Cloud Computing and Environmental Sustainability
The intersection of cloud computing infrastructure and environmental sustainability has become a material concern for enterprise procurement, federal policy, and corporate climate commitments. Data centers that underpin cloud services consumed an estimated 1–2% of global electricity in 2022 (International Energy Agency, Data Centres and Data Transmission Networks, 2023), and projections from the U.S. Department of Energy place domestic data center energy use on a growth trajectory tied directly to AI workload expansion. This page maps the definition and scope of cloud sustainability as a technical and regulatory domain, the mechanisms by which cloud infrastructure affects environmental outcomes, the operational scenarios where sustainability trade-offs arise, and the decision boundaries practitioners apply when evaluating provider options.
Definition and scope
Cloud sustainability refers to the aggregate environmental impact of cloud computing infrastructure — spanning energy consumption, water use, hardware lifecycle, and carbon emissions — and the frameworks used to measure, report, and reduce that impact.

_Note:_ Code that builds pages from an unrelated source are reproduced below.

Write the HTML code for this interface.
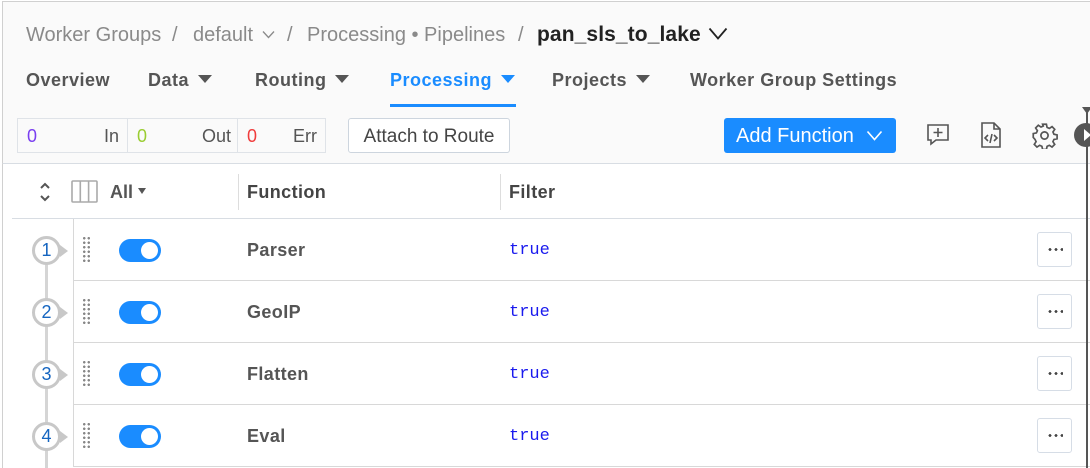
<!DOCTYPE html>
<html><head><meta charset="utf-8"><style>
*{box-sizing:border-box;margin:0;padding:0}
body{width:1090px;height:468px;overflow:hidden;background:#fff;font-family:"Liberation Sans",sans-serif;position:relative}
.a{position:absolute;white-space:nowrap}
.top{position:absolute;left:2px;top:1px;width:1088px;height:163px;background:#fafafa;border-left:1px solid #d0d0d0;border-top:1px solid #d0d0d0;border-bottom:1px solid #d8dde3}
.bc{font-size:20px;color:#8a8a8a;top:24px}
.nav{font-size:18px;font-weight:bold;color:#555;top:70px;letter-spacing:0.5px}
.tri{display:inline-block;width:0;height:0;border-left:7px solid transparent;border-right:7px solid transparent;border-top:8px solid #555;margin-left:9px;vertical-align:3px}
.stat{position:absolute;top:118px;height:35px;border:1px solid #dfe3e8;background:#fafafa;font-size:18px}
.row{position:absolute;left:73px;width:1017px;height:62px;border-left:1px solid #d8d8d8;border-bottom:1px solid #d8d8d8;background:#fff}
.num{position:absolute;left:32px;width:29px;height:29px;border-radius:50%;border:3px solid #c8c8c8;background:#fff;color:#1565c0;font-size:18px;text-align:center;line-height:23px}
.num:after{content:"";position:absolute;right:-10px;top:6px;border-top:6px solid transparent;border-bottom:6px solid transparent;border-left:8px solid #c8c8c8}
.dots{position:absolute;left:8px;top:17px;width:9px;height:27px;background-image:radial-gradient(circle,#888 1.2px,transparent 1.4px);background-size:4.5px 4.5px}
.tog{position:absolute;left:45px;top:20px;width:42px;height:23px;border-radius:12px;background:#1a8cff}
.tog:after{content:"";position:absolute;right:3px;top:3px;width:17px;height:17px;border-radius:50%;background:#fff}
.nm{position:absolute;left:173px;top:21px;font-size:18px;font-weight:bold;color:#555;letter-spacing:0.4px}
.tr{position:absolute;left:435px;top:22px;font-size:17px;font-family:"Liberation Mono",monospace;color:#1a1aee}
.more{position:absolute;left:963px;top:13px;width:35px;height:35px;border:1px solid #d6dde6;border-radius:3px;background:#fff}
.more:before{content:"";position:absolute;left:9px;top:15px;width:16px;height:3px;background-image:radial-gradient(circle,#444 1.3px,transparent 1.5px);background-size:6px 3px}
</style></head><body>
<div class="top"></div>
<div class="a bc" style="left:26px">Worker Groups</div>
<div class="a bc" style="left:172px">/</div>
<div class="a bc" style="left:193px">default</div>
<svg class="a" style="left:262px;top:30px" width="13" height="9" viewBox="0 0 13 9" fill="none" stroke="#8a8a8a" stroke-width="1.3"><path d="M1 1.5l5.5 6 5.5-6"/></svg>
<div class="a bc" style="left:287px">/</div>
<div class="a bc" style="left:307px">Processing • Pipelines</div>
<div class="a bc" style="left:518px">/</div>
<div class="a bc" style="left:537px;color:#222;font-size:21px;font-weight:bold;top:23px;letter-spacing:0.1px">pan_sls_to_lake</div>
<svg class="a" style="left:708px;top:27px" width="20" height="13" viewBox="0 0 20 13" fill="none" stroke="#222" stroke-width="1.8"><path d="M1.5 1.5l8.5 10 8.5-10"/></svg>
<div class="a nav" style="left:26px">Overview</div>
<div class="a nav" style="left:148px">Data<span class="tri"></span></div>
<div class="a nav" style="left:255px">Routing<span class="tri"></span></div>
<div class="a nav" style="left:390px;color:#1a8cff">Processing<span class="tri" style="border-top-color:#1a8cff"></span></div>
<div class="a" style="left:390px;top:104px;width:126px;height:3px;background:#1a8cff"></div>
<div class="a nav" style="left:552px">Projects<span class="tri"></span></div>
<div class="a nav" style="left:690px">Worker Group Settings</div>

<div class="stat" style="left:17px;width:111px"><span class="a" style="left:9px;top:7px;color:#7a3ff0">0</span><span class="a" style="right:8px;top:7px;color:#555">In</span></div>
<div class="stat" style="left:127px;width:111px"><span class="a" style="left:9px;top:7px;color:#9acd32">0</span><span class="a" style="right:6px;top:7px;color:#555">Out</span></div>
<div class="stat" style="left:237px;width:89px"><span class="a" style="left:9px;top:7px;color:#f03c3c">0</span><span class="a" style="right:8px;top:7px;color:#555">Err</span></div>
<div class="a" style="left:348px;top:118px;width:162px;height:35px;border:1px solid #cdd5de;border-radius:3px;background:#fff;font-size:19px;color:#444;text-align:center;line-height:35px">Attach to Route</div>
<div class="a" style="left:724px;top:118px;width:172px;height:35px;border-radius:3px;background:#1a8cff;color:#fff;font-size:20px;line-height:36px;padding-left:12px">Add Function</div>
<svg class="a" style="left:866px;top:130px" width="17" height="11" viewBox="0 0 17 11" fill="none" stroke="#fff" stroke-width="1.6"><path d="M1.5 1.5l7 8 7-8"/></svg>
<svg class="a" style="left:925px;top:122px" width="26" height="26" viewBox="0 0 26 26" fill="none" stroke="#555" stroke-width="1.6"><path d="M3 3h20v15H11l-5 4v-4H3z"/><path d="M13 6v9M8.5 10.5h9"/></svg>
<svg class="a" style="left:979px;top:121px" width="24" height="28" viewBox="0 0 24 28" fill="none" stroke="#555" stroke-width="1.6"><path d="M3 2h12l6 6v18H3z"/><path d="M15 2v6h6"/><path d="M9 14l-3 3 3 3M15 14l3 3-3 3M13 13l-2 9"/></svg>
<svg class="a" style="left:1031px;top:122px" width="27" height="27" viewBox="0 0 24 24" fill="none" stroke="#555" stroke-width="1.5"><circle cx="12" cy="12" r="3.2"/><path d="M10.3 2h3.4l.6 2.8 2 .9 2.4-1.6 2.4 2.4-1.6 2.4.9 2 2.8.6v3.4l-2.8.6-.9 2 1.6 2.4-2.4 2.4-2.4-1.6-2 .9-.6 2.8h-3.4l-.6-2.8-2-.9-2.4 1.6-2.4-2.4 1.6-2.4-.9-2L2 13.7v-3.4l2.8-.6.9-2-1.6-2.4 2.4-2.4 2.4 1.6 2-.9z"/></svg>

<div class="a" style="left:2px;top:164px;width:1px;height:304px;background:#d0d0d0"></div>
<svg class="a" style="left:38px;top:180px" width="14" height="24" viewBox="0 0 14 24" fill="none" stroke="#555" stroke-width="2"><path d="M3 8l4-4 4 4M3 16l4 4 4-4"/></svg>
<svg class="a" style="left:71px;top:180px" width="27" height="23" viewBox="0 0 27 23" fill="none" stroke="#aaa" stroke-width="1.6"><rect x="1" y="1" width="25" height="21" rx="1"/><path d="M9.3 1v21M17.6 1v21"/></svg>
<div class="a" style="left:110px;top:182px;font-size:18px;font-weight:bold;color:#555">All<span class="tri" style="border-width:6px 4.5px 0;margin-left:5px;vertical-align:4px"></span></div>
<div class="a" style="left:238px;top:174px;width:1px;height:36px;background:#ddd"></div>
<div class="a" style="left:247px;top:182px;font-size:18px;font-weight:bold;color:#444;letter-spacing:0.4px">Function</div>
<div class="a" style="left:500px;top:174px;width:1px;height:36px;background:#ddd"></div>
<div class="a" style="left:509px;top:182px;font-size:18px;font-weight:bold;color:#444;letter-spacing:0.4px">Filter</div>
<div class="a" style="left:12px;top:218px;width:1078px;height:1px;background:#d8dde3"></div>
<div class="a" style="left:45px;top:260px;width:3px;height:208px;background:#d5d5d5"></div>

<div class="row" style="top:219px"><div class="dots"></div><div class="tog"></div><div class="nm">Parser</div><div class="tr">true</div><div class="more"></div></div>
<div class="row" style="top:281px"><div class="dots"></div><div class="tog"></div><div class="nm">GeoIP</div><div class="tr">true</div><div class="more"></div></div>
<div class="row" style="top:343px"><div class="dots"></div><div class="tog"></div><div class="nm">Flatten</div><div class="tr">true</div><div class="more"></div></div>
<div class="row" style="top:405px"><div class="dots"></div><div class="tog"></div><div class="nm">Eval</div><div class="tr">true</div><div class="more"></div></div>
<div class="num a" style="top:236px">1</div>
<div class="num a" style="top:298px">2</div>
<div class="num a" style="top:360px">3</div>
<div class="num a" style="top:422px">4</div>

<div class="a" style="left:1086px;top:110px;width:2px;height:358px;background:#555"></div>
<div class="a" style="left:1082px;top:107px;border-left:5px solid transparent;border-right:5px solid transparent;border-top:7px solid #555"></div>
<div class="a" style="left:1074px;top:123px;width:24px;height:24px;border-radius:50%;background:#555"></div>
<div class="a" style="left:1084px;top:129px;border-top:6px solid transparent;border-bottom:6px solid transparent;border-left:7px solid #fff"></div>
</body></html>
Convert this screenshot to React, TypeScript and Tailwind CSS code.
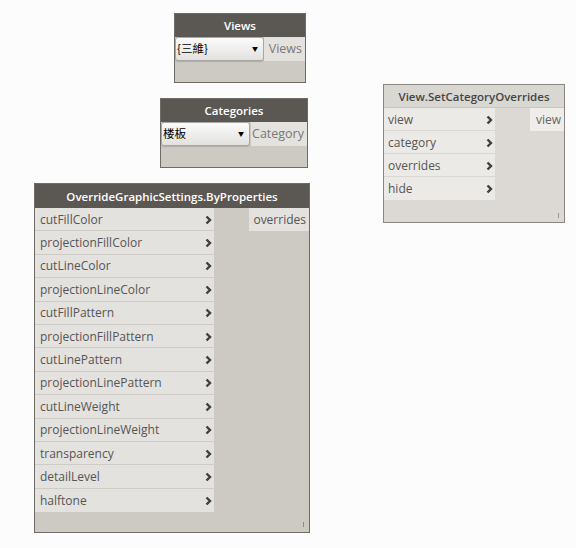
import React from "react";

const font = { fontFamily: '"Open Sans", "Noto Sans CJK TC", sans-serif' };

function Chevron() {
  return (
    <svg width="7" height="10" viewBox="0 0 7 10" className="shrink-0">
      <polyline points="1.5,1.5 5,5 1.5,8.5" fill="none" stroke="#3f3f3f" strokeWidth="2.4" />
    </svg>
  );
}

function Dropdown({ text }: { text: string }) {
  return (
    <div className="h-full w-[89px] rounded-[3px] border border-[#a9a7a3] bg-gradient-to-b from-[#fbfbfb] to-[#e2e1df] flex items-center justify-between pl-[1px] pr-[5px] text-[11.5px] text-black shadow-[0_1px_1px_rgba(0,0,0,0.15)]">
      <span style={{ fontFamily: '"Noto Sans CJK TC", sans-serif' }}>{text}</span>
      <span className="text-[6px] leading-none">▼</span>
    </div>
  );
}

function SelectNode({ left, top, width, title, value, out, outW }: { left: number; top: number; width: number; title: string; value: string; out: string; outW: number }) {
  return (
    <div className="absolute border border-[#6f6c68] bg-[#cdcac4] flex flex-col" style={{ left, top, width, height: 70, ...font }}>
      <div className="h-[23px] bg-[#5b5854] text-white font-semibold text-[11.5px] flex items-center justify-center pt-[1px]">{title}</div>
      <div className="h-[24px] flex justify-between items-stretch">
        <Dropdown text={value} />
        <div className="bg-[#e4e2de] flex items-center justify-end pr-[3px] text-[12.5px] text-[#7a7875]" style={{ width: outW }}>{out}</div>
      </div>
    </div>
  );
}

export default function App() {
  const ogsInputs = [
    "cutFillColor",
    "projectionFillColor",
    "cutLineColor",
    "projectionLineColor",
    "cutFillPattern",
    "projectionFillPattern",
    "cutLinePattern",
    "projectionLinePattern",
    "cutLineWeight",
    "projectionLineWeight",
    "transparency",
    "detailLevel",
    "halftone",
  ];
  const scoInputs = ["view", "category", "overrides", "hide"];
  return (
    <div className="relative w-[576px] h-[548px] bg-[#fcfcfc] overflow-hidden" style={font}>
      <SelectNode left={174} top={13} width={132} title="Views" value="{三維}" out="Views" outW={41} />
      <SelectNode left={160} top={98} width={148} title="Categories" value="楼板" out="Category" outW={56} />

      {/* View.SetCategoryOverrides */}
      <div className="absolute border border-[#8a8783] bg-[#dcd9d4] flex flex-col" style={{ left: 383, top: 84, width: 182, height: 139 }}>
        <div className="h-[23px] bg-[#d9d7d2] border-b border-[#c9c6c1] text-[#454545] font-semibold text-[11.5px] flex items-center justify-center pt-[1px]">View.SetCategoryOverrides</div>
        <div className="flex justify-between">
          <div className="w-[111px] flex flex-col">
            {scoInputs.map((n, i) => (
              <div key={n} className={"h-[23px] bg-[#eceae6] flex items-center justify-between pl-[4px] pr-[2px] pt-[1px] text-[12px] text-[#555] " + (i < scoInputs.length - 1 ? "border-b border-[#dad7d2]" : "")}>
                <span>{n}</span>
                <Chevron />
              </div>
            ))}
          </div>
          <div className="w-[34px] h-[23px] bg-[#eeedea] flex items-center justify-end pr-[3px] pt-[1px] text-[12px] text-[#666]">view</div>
        </div>
        <div className="flex-1 relative">
          <div className="absolute right-[5px] bottom-[4px] w-px h-[5px] bg-[#9a9793]" />
        </div>
      </div>

      {/* OverrideGraphicSettings.ByProperties */}
      <div className="absolute border border-[#6f6c68] bg-[#cdcac4] flex flex-col" style={{ left: 34, top: 183, width: 276, height: 350 }}>
        <div className="h-[24px] bg-[#5b5854] text-white font-semibold text-[11.5px] flex items-center justify-center pt-[1px]">OverrideGraphicSettings.ByProperties</div>
        <div className="flex justify-between">
          <div className="w-[179px] flex flex-col">
            {ogsInputs.map((n, i) => (
              <div key={n} className={"h-[23.4px] bg-[#e4e2de] flex items-center justify-between pl-[5px] pr-[2px] pt-[1px] text-[12px] text-[#555] " + (i < ogsInputs.length - 1 ? "border-b border-[#cfccc7]" : "")}>
                <span>{n}</span>
                <Chevron />
              </div>
            ))}
          </div>
          <div className="w-[60px] h-[23px] bg-[#e4e2de] flex items-center justify-end pr-[3px] pt-[1px] text-[12px] text-[#555]">overrides</div>
        </div>
        <div className="flex-1 relative">
          <div className="absolute right-[5px] bottom-[5px] w-px h-[5px] bg-[#8d8a86]" />
        </div>
      </div>
    </div>
  );
}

The domain is distinct from general corporate sustainability because cloud infrastructure involves shared multi-tenant resources, third-party data center operators, and energy procurement decisions made entirely outside the customer's direct control.
The U.S. Department of Energy's Lawrence Berkeley National Laboratory tracks data center electricity use nationally and distinguishes between three scopes of emissions relevant to cloud environments:
- Scope 1 — Direct emissions from on-site diesel generators and fuel combustion at data center facilities.
- Scope 2 — Indirect emissions from purchased electricity consumed by data center cooling, compute, and networking hardware.
- Scope 3 — Value-chain emissions covering hardware manufacturing, supply chain logistics, and end-user device energy use.
The Greenhouse Gas Protocol, the internationally recognized accounting standard adopted by the U.S. Environmental Protection Agency for voluntary corporate reporting, defines these three scopes and provides the methodology cloud providers and customers use to allocate emissions.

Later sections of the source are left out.